> _WHAT YOU WILL DO_: Write the material out again in full, word for word. Do not include the pictures.

> _MATERIAL PROVIDED_:
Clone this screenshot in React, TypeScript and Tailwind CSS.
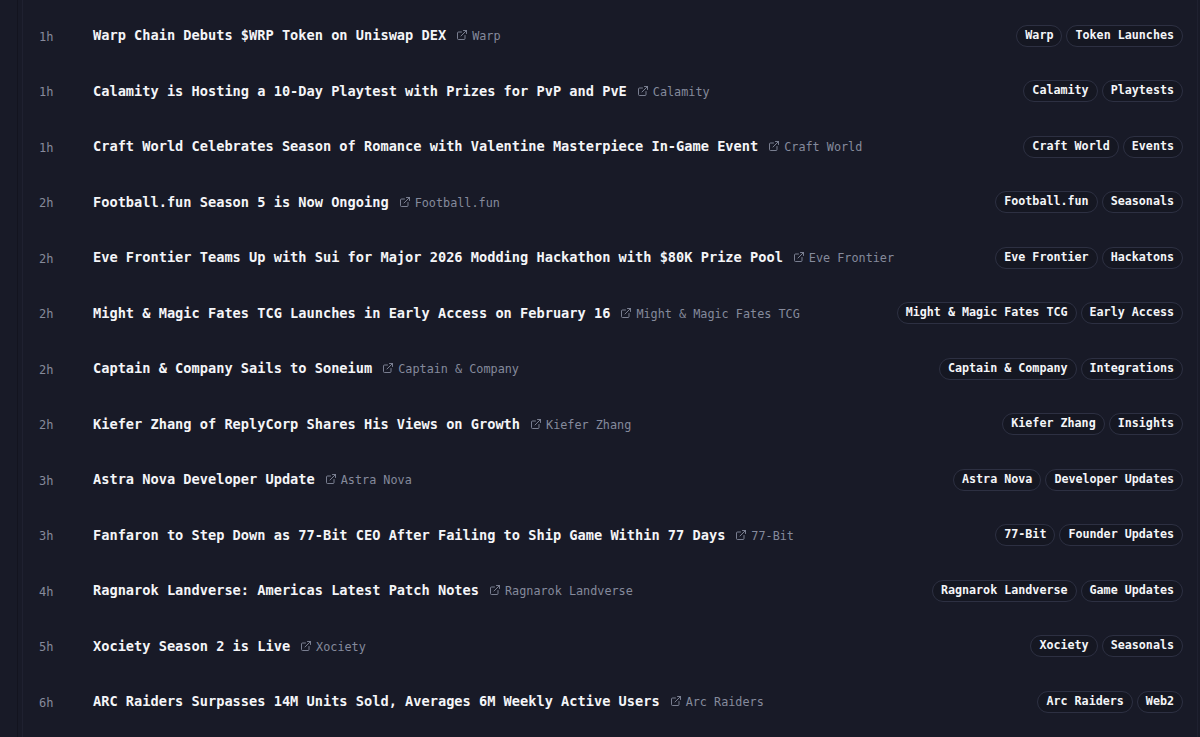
import React from "react";
import { ExternalLink } from "lucide-react";

const rows: [string, string, string, string, string][] = [
  ["1h", "Warp Chain Debuts $WRP Token on Uniswap DEX", "Warp", "Warp", "Token Launches"],
  ["1h", "Calamity is Hosting a 10-Day Playtest with Prizes for PvP and PvE", "Calamity", "Calamity", "Playtests"],
  ["1h", "Craft World Celebrates Season of Romance with Valentine Masterpiece In-Game Event", "Craft World", "Craft World", "Events"],
  ["2h", "Football.fun Season 5 is Now Ongoing", "Football.fun", "Football.fun", "Seasonals"],
  ["2h", "Eve Frontier Teams Up with Sui for Major 2026 Modding Hackathon with $80K Prize Pool", "Eve Frontier", "Eve Frontier", "Hackatons"],
  ["2h", "Might & Magic Fates TCG Launches in Early Access on February 16", "Might & Magic Fates TCG", "Might & Magic Fates TCG", "Early Access"],
  ["2h", "Captain & Company Sails to Soneium", "Captain & Company", "Captain & Company", "Integrations"],
  ["2h", "Kiefer Zhang of ReplyCorp Shares His Views on Growth", "Kiefer Zhang", "Kiefer Zhang", "Insights"],
  ["3h", "Astra Nova Developer Update", "Astra Nova", "Astra Nova", "Developer Updates"],
  ["3h", "Fanfaron to Step Down as 77-Bit CEO After Failing to Ship Game Within 77 Days", "77-Bit", "77-Bit", "Founder Updates"],
  ["4h", "Ragnarok Landverse: Americas Latest Patch Notes", "Ragnarok Landverse", "Ragnarok Landverse", "Game Updates"],
  ["5h", "Xociety Season 2 is Live", "Xociety", "Xociety", "Seasonals"],
  ["6h", "ARC Raiders Surpasses 14M Units Sold, Averages 6M Weekly Active Users", "Arc Raiders", "Arc Raiders", "Web2"],
];

const mono = { fontFamily: '"DejaVu Sans Mono", "Liberation Mono", monospace' };

export default function App() {
  return (
    <div className="w-[1200px] h-[737px] overflow-hidden bg-[#181a27]" style={mono}>
      <div className="ml-[17px] h-full border-l border-[#13141f]">
        <div className="ml-[4px] mr-[2px] h-full border-x border-[#1f2130] pt-[8px]">
          {rows.map(([t, title, src, tag1, tag2], i) => (
            <div key={i} className="flex items-center h-[55.5px] pl-[16px] pr-[14px]">
              <div className="w-[54px] shrink-0 text-[12px] text-[#868a9b] relative top-[1px]">{t}</div>
              <div className="flex items-baseline flex-1 min-w-0">
                <span className="text-[13.65px] font-bold text-[#f4f5f8] whitespace-nowrap">{title}</span>
                <span className="flex items-baseline ml-[10px] text-[#858a9c] whitespace-nowrap">
                  <ExternalLink size={12} strokeWidth={1.8} className="mr-[4px] relative top-[1px]" />
                  <span className="text-[11.8px]">{src}</span>
                </span>
              </div>
              <div className="flex items-center gap-[4px] shrink-0">
                {[tag1, tag2].map((g, j) => (
                  <span
                    key={j}
                    className="h-[22px] flex items-center px-[8px] rounded-full border border-[#2d3042] bg-[#151722] text-[11.7px] font-bold text-[#f4f5f8] whitespace-nowrap"
                  >
                    {g}
                  </span>
                ))}
              </div>
            </div>
          ))}
        </div>
      </div>
    </div>
  );
}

> _WRITTEN REPLY_:
Clone this screenshot in React, TypeScript and Tailwind CSS.
import React from "react";
import { ExternalLink } from "lucide-react";

const rows: [string, string, string, string, string][] = [
  ["1h", "Warp Chain Debuts $WRP Token on Uniswap DEX", "Warp", "Warp", "Token Launches"],
  ["1h", "Calamity is Hosting a 10-Day Playtest with Prizes for PvP and PvE", "Calamity", "Calamity", "Playtests"],
  ["1h", "Craft World Celebrates Season of Romance with Valentine Masterpiece In-Game Event", "Craft World", "Craft World", "Events"],
  ["2h", "Football.fun Season 5 is Now Ongoing", "Football.fun", "Football.fun", "Seasonals"],
  ["2h", "Eve Frontier Teams Up with Sui for Major 2026 Modding Hackathon with $80K Prize Pool", "Eve Frontier", "Eve Frontier", "Hackatons"],
  ["2h", "Might & Magic Fates TCG Launches in Early Access on February 16", "Might & Magic Fates TCG", "Might & Magic Fates TCG", "Early Access"],
  ["2h", "Captain & Company Sails to Soneium", "Captain & Company", "Captain & Company", "Integrations"],
  ["2h", "Kiefer Zhang of ReplyCorp Shares His Views on Growth", "Kiefer Zhang", "Kiefer Zhang", "Insights"],
  ["3h", "Astra Nova Developer Update", "Astra Nova", "Astra Nova", "Developer Updates"],
  ["3h", "Fanfaron to Step Down as 77-Bit CEO After Failing to Ship Game Within 77 Days", "77-Bit", "77-Bit", "Founder Updates"],
  ["4h", "Ragnarok Landverse: Americas Latest Patch Notes", "Ragnarok Landverse", "Ragnarok Landverse", "Game Updates"],
  ["5h", "Xociety Season 2 is Live", "Xociety", "Xociety", "Seasonals"],
  ["6h", "ARC Raiders Surpasses 14M Units Sold, Averages 6M Weekly Active Users", "Arc Raiders", "Arc Raiders", "Web2"],
];

const mono = { fontFamily: '"DejaVu Sans Mono", "Liberation Mono", monospace' };

export default function App() {
  return (
    <div className="w-[1200px] h-[737px] overflow-hidden bg-[#181a27]" style={mono}>
      <div className="ml-[17px] h-full border-l border-[#13141f]">
        <div className="ml-[4px] mr-[2px] h-full border-x border-[#1f2130] pt-[8px]">
          {rows.map(([t, title, src, tag1, tag2], i) => (
            <div key={i} className="flex items-center h-[55.5px] pl-[16px] pr-[14px]">
              <div className="w-[54px] shrink-0 text-[12px] text-[#868a9b] relative top-[1px]">{t}</div>
              <div className="flex items-baseline flex-1 min-w-0">
                <span className="text-[13.65px] font-bold text-[#f4f5f8] whitespace-nowrap">{title}</span>
                <span className="flex items-baseline ml-[10px] text-[#858a9c] whitespace-nowrap">
                  <ExternalLink size={12} strokeWidth={1.8} className="mr-[4px] relative top-[1px]" />
                  <span className="text-[11.8px]">{src}</span>
                </span>
              </div>
              <div className="flex items-center gap-[4px] shrink-0">
                {[tag1, tag2].map((g, j) => (
                  <span
                    key={j}
                    className="h-[22px] flex items-center px-[8px] rounded-full border border-[#2d3042] bg-[#151722] text-[11.7px] font-bold text-[#f4f5f8] whitespace-nowrap"
                  >
                    {g}
                  </span>
                ))}
              </div>
            </div>
          ))}
        </div>
      </div>
    </div>
  );
}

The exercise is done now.